» To be done
Go through the entries one line at a time, and gather every line that has the word "file".

(Rows from a dataset of pages and code)
☆ ☆ ☆

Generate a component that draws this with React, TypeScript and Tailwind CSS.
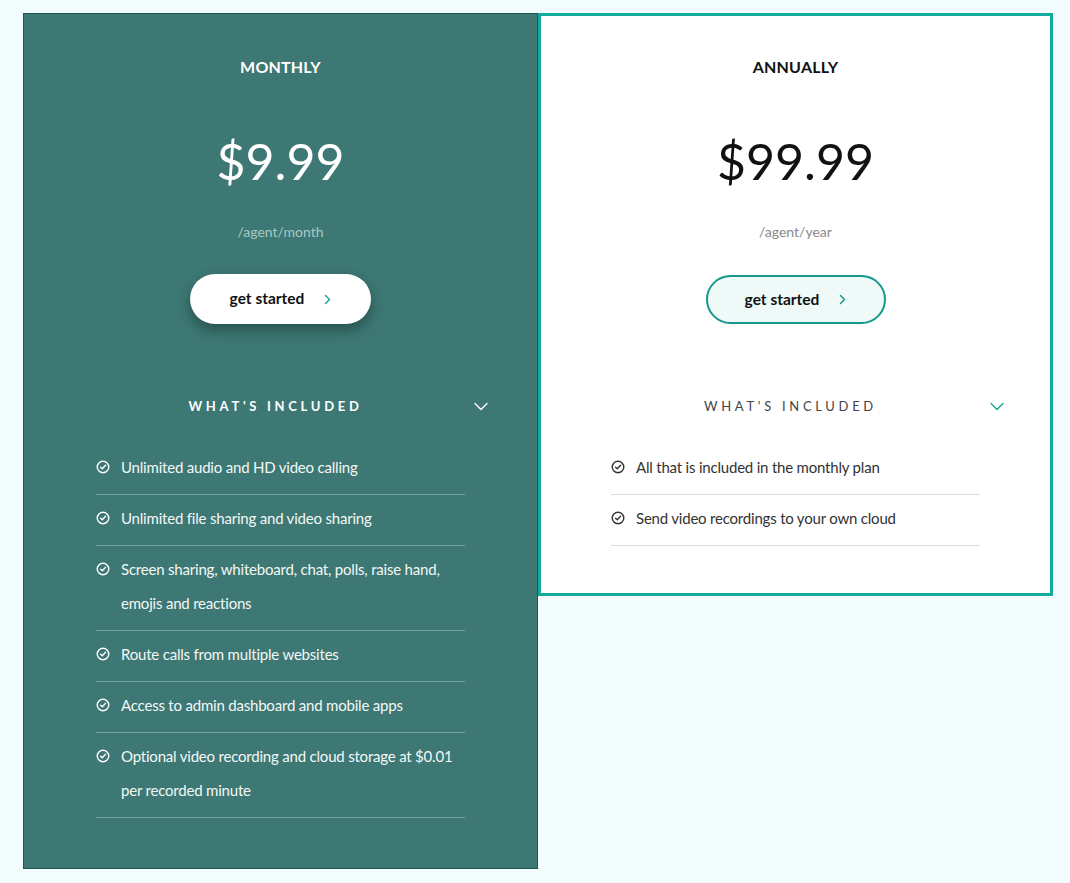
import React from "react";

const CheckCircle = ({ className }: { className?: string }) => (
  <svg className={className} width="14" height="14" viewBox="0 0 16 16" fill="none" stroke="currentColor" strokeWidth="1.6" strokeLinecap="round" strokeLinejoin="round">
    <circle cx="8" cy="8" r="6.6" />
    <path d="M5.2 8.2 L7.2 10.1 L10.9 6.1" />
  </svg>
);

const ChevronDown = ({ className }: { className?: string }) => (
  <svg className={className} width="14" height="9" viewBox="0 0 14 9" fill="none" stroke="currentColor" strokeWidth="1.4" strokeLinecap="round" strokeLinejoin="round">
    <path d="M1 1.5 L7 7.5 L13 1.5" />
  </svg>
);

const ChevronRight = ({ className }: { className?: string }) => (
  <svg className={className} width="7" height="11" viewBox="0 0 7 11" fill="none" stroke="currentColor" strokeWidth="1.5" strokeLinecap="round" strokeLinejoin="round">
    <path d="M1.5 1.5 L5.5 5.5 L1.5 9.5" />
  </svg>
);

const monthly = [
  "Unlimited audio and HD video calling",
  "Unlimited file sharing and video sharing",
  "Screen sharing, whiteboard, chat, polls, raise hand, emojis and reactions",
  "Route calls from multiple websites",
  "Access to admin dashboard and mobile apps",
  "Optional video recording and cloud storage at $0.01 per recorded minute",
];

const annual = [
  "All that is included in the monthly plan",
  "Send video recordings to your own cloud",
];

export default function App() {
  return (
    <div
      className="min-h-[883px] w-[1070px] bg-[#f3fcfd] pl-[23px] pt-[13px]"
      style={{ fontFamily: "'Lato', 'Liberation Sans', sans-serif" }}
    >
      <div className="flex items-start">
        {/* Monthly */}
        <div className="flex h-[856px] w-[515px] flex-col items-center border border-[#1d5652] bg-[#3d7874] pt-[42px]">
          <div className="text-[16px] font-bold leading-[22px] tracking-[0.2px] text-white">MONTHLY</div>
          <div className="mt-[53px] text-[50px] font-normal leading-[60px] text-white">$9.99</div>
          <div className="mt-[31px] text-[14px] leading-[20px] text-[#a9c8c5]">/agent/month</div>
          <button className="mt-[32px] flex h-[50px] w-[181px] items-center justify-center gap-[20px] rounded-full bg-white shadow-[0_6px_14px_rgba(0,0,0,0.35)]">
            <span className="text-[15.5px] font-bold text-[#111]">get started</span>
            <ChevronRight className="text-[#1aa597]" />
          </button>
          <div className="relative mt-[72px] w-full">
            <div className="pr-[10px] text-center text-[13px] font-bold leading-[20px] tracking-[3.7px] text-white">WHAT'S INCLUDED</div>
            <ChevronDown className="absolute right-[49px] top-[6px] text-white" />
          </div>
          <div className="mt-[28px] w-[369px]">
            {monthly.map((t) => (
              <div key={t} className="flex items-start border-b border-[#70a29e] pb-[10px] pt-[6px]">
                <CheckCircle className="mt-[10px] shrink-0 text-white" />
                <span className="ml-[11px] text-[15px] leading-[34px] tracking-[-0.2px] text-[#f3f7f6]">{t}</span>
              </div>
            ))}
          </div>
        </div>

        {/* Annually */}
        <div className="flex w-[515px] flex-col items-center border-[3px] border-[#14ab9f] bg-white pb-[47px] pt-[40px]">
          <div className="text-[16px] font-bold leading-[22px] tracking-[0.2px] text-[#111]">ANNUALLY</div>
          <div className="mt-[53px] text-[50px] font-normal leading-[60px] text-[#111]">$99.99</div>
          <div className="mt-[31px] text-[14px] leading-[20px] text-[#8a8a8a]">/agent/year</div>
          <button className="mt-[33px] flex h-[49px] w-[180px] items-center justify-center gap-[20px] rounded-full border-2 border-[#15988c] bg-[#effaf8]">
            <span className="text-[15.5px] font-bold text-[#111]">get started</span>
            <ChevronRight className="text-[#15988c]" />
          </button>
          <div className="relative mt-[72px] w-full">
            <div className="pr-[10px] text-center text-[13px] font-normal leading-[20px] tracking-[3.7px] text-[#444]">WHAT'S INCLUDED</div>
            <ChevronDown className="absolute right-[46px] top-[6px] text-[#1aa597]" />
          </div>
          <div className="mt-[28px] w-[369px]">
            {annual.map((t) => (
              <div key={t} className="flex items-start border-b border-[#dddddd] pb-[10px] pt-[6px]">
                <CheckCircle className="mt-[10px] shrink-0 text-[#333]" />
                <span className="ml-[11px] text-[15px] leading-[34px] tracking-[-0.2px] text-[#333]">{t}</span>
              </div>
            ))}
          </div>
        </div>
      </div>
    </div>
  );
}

☆ ☆ ☆

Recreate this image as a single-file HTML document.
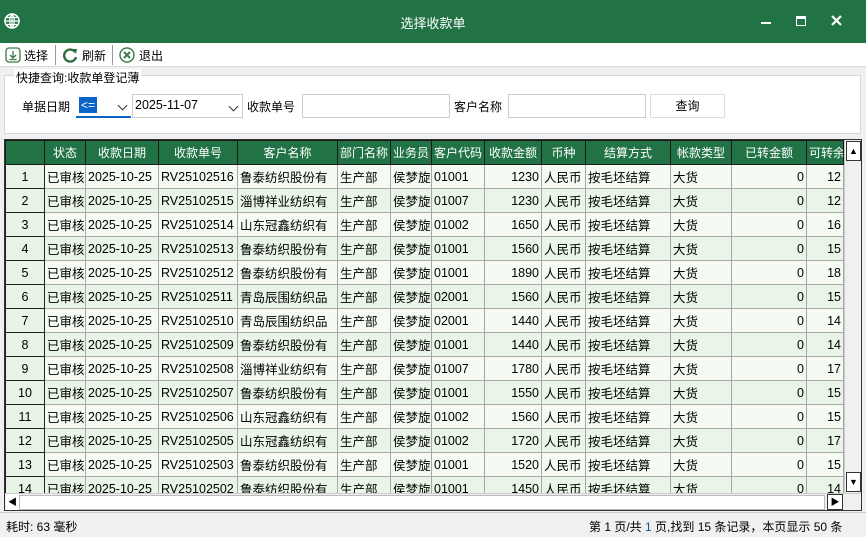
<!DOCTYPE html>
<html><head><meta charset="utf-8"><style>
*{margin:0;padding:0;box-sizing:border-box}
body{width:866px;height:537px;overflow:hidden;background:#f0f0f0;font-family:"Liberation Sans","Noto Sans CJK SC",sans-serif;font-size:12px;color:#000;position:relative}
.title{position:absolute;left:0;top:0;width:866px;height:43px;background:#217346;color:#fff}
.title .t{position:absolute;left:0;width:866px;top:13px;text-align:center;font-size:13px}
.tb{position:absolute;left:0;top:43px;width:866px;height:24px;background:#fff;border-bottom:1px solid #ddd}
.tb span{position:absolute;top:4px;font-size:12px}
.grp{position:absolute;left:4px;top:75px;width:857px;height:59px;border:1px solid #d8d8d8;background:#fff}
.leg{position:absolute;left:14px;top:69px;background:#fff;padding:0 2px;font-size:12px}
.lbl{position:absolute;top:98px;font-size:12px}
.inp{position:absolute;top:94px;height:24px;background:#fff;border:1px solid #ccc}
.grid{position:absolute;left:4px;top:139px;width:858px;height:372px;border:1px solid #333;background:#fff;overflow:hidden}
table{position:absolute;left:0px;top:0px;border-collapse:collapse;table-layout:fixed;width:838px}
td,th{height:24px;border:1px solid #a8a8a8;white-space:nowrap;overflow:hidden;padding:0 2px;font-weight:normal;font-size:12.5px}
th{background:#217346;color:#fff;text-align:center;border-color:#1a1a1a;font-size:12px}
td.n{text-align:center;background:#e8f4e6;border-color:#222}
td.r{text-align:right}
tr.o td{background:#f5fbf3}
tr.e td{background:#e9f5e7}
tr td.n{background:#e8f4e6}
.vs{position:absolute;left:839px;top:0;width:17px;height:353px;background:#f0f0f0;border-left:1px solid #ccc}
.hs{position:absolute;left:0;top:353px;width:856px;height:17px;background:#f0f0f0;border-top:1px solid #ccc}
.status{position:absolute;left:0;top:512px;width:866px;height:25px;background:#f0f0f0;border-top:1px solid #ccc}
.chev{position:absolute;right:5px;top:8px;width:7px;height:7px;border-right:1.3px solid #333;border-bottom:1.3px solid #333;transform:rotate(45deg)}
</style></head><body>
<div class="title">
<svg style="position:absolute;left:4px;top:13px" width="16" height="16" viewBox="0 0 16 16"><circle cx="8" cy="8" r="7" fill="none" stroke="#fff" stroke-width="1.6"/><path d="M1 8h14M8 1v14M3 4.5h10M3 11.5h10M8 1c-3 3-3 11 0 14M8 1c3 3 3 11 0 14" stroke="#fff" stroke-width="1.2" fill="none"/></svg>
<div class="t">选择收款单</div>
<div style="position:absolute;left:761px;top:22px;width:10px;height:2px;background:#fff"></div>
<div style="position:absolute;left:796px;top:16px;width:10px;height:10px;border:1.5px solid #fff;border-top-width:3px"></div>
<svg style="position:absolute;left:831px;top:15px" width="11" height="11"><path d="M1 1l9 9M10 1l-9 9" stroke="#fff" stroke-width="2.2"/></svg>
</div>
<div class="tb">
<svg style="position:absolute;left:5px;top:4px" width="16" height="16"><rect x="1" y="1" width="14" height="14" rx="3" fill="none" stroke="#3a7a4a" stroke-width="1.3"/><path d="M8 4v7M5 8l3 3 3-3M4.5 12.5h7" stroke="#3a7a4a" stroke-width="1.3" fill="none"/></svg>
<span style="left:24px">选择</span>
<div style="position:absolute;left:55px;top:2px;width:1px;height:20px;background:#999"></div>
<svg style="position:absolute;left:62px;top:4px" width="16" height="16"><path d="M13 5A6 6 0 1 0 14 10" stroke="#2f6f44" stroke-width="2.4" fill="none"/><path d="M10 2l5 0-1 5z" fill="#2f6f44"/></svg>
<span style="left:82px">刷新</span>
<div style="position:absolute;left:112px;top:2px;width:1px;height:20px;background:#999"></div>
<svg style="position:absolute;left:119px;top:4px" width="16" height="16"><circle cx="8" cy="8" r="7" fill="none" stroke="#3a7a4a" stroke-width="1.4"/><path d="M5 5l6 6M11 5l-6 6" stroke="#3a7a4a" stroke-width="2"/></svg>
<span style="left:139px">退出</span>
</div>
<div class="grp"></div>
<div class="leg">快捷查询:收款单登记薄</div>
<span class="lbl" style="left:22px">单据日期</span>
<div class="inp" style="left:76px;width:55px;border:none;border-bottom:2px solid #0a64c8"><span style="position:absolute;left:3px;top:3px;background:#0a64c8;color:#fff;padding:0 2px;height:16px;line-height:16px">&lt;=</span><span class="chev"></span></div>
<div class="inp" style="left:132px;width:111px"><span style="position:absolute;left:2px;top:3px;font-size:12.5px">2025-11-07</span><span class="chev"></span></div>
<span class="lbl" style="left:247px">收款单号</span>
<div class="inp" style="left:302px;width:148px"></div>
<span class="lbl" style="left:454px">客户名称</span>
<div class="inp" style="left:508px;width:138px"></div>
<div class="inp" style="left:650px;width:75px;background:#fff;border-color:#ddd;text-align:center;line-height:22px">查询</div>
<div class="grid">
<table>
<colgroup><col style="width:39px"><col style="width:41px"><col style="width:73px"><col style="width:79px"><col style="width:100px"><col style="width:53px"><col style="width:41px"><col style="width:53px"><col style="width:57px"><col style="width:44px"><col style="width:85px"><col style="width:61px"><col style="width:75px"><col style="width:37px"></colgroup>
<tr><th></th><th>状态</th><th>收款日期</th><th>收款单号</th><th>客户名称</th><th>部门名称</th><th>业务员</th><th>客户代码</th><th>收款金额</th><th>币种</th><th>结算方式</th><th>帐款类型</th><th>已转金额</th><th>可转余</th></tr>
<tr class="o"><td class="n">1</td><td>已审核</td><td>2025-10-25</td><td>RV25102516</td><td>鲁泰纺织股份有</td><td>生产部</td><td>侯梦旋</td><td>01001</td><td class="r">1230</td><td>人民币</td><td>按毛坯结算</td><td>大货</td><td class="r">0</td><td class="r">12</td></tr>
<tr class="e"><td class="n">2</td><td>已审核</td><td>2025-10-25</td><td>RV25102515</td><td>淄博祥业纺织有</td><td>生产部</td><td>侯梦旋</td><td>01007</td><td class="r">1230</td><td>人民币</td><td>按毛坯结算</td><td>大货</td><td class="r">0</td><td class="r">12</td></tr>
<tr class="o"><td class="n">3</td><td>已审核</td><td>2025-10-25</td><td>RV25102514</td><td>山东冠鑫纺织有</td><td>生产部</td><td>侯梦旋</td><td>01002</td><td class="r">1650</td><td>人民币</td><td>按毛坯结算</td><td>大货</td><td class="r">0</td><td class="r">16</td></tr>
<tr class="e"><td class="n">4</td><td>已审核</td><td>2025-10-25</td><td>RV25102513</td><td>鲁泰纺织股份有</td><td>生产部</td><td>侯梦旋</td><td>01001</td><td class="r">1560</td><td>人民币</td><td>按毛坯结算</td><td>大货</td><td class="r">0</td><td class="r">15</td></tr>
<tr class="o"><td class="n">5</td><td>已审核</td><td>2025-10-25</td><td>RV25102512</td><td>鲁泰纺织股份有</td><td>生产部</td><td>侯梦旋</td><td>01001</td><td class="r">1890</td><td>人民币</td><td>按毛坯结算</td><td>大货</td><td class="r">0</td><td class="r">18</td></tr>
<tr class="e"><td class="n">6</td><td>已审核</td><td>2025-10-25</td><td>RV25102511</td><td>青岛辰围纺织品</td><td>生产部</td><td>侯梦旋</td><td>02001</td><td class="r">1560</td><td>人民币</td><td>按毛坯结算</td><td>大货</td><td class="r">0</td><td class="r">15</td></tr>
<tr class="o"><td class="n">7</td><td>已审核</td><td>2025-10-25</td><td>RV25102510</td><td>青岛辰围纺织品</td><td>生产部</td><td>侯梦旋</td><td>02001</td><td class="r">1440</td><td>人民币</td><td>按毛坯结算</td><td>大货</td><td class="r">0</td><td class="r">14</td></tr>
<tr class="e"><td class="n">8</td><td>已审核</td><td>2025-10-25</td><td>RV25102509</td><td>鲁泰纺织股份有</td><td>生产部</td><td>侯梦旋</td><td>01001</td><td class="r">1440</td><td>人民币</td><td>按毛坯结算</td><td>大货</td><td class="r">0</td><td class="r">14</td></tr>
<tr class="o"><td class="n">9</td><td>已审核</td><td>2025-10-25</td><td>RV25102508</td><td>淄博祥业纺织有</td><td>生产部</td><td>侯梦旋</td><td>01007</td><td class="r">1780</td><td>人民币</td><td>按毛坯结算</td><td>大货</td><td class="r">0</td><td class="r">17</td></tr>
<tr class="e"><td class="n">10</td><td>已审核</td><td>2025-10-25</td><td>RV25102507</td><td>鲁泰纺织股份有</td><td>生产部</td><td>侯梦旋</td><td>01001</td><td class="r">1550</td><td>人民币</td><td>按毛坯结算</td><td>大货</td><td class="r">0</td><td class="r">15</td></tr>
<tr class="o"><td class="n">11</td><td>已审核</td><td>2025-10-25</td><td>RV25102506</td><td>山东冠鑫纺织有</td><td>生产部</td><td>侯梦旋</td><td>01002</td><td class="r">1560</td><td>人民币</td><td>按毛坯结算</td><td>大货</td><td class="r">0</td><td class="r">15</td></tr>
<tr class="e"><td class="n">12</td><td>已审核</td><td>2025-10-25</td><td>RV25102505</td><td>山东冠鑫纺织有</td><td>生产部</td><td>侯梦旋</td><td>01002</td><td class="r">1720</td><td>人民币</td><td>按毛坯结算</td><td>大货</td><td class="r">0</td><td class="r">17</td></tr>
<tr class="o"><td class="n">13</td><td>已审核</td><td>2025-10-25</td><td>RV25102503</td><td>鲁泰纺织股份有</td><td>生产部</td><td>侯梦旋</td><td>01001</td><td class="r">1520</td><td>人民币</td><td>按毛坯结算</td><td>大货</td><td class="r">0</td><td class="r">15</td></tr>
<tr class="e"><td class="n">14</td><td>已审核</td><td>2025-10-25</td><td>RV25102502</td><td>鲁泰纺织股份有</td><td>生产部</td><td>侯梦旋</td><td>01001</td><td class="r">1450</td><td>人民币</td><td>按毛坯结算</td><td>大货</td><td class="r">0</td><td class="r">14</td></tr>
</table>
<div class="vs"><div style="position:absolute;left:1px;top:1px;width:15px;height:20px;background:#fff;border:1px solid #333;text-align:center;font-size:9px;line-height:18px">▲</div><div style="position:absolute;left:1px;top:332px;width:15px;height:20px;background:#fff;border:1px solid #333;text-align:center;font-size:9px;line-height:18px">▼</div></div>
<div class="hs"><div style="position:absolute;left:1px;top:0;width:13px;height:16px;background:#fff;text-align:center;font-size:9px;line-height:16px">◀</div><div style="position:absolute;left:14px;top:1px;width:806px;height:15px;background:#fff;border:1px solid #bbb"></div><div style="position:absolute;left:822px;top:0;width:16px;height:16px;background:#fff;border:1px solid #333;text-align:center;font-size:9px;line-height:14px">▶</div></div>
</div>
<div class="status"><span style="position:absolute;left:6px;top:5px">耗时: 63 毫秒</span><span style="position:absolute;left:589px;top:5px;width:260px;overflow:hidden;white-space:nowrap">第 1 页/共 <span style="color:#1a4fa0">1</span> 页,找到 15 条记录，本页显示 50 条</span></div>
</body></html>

☆ ☆ ☆

» Expected output
  "Unlimited file sharing and video sharing",
Recreate this image as a single-file HTML document.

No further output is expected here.